The Traveling Salesman Problem (TSP) is all about figuring out the shortest route for a salesperson to visit several cities, starting from one place and possibly ending at another. It's a well-known problem in computer science and operations research, with real-world uses in logistics and delivery.
There are many possible routes, but the goal is to find the one that covers the least distance or costs the least. This is what mathematicians and computer scientists have been working on for decades.
This isn’t just a theory problem. Using route optimization algorithms to find better routes can help delivery businesses make more money. It also helps to lower their greenhouse gas emissions by traveling less.
In theoretical computer science, the Traveling Salesman Problem (TSP) gets a lot of attention because it’s simple to explain but tough to solve. It’s a type of problem called combinatorial optimization and is known as NP-hard. This means the number of possible routes grows very quickly as more cities are added. Since there isn’t an efficient algorithm to solve TSP quickly, computer scientists use approximation algorithms. These methods test many different routes and pick the shortest one that costs the least.

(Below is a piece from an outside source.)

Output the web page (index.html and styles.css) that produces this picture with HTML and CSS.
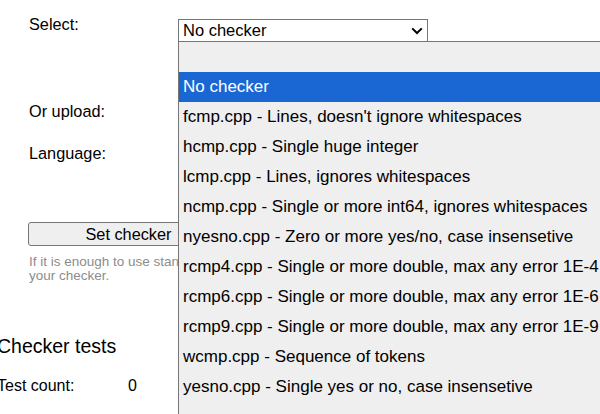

You can solve the main problem by trying every possible route and picking the best one, but this brute-force method gets tricky as you add more destinations. The number of possible routes grows quickly, quickly overwhelming even the fastest computers. For just 10 destinations, there are over 300,000 possible routes. When there are 15 destinations, the number of routes can skyrocket to over 87 billion.
For bigger real-world Traveling Salesman Problems, tools like Google Maps Route Planner or Excel just don’t cut it anymore. Businesses turn to approximate solutions using quick TSP algorithms that use smart shortcuts. Trying to find the exact best route with dynamic programming isn’t usually practical for large problems.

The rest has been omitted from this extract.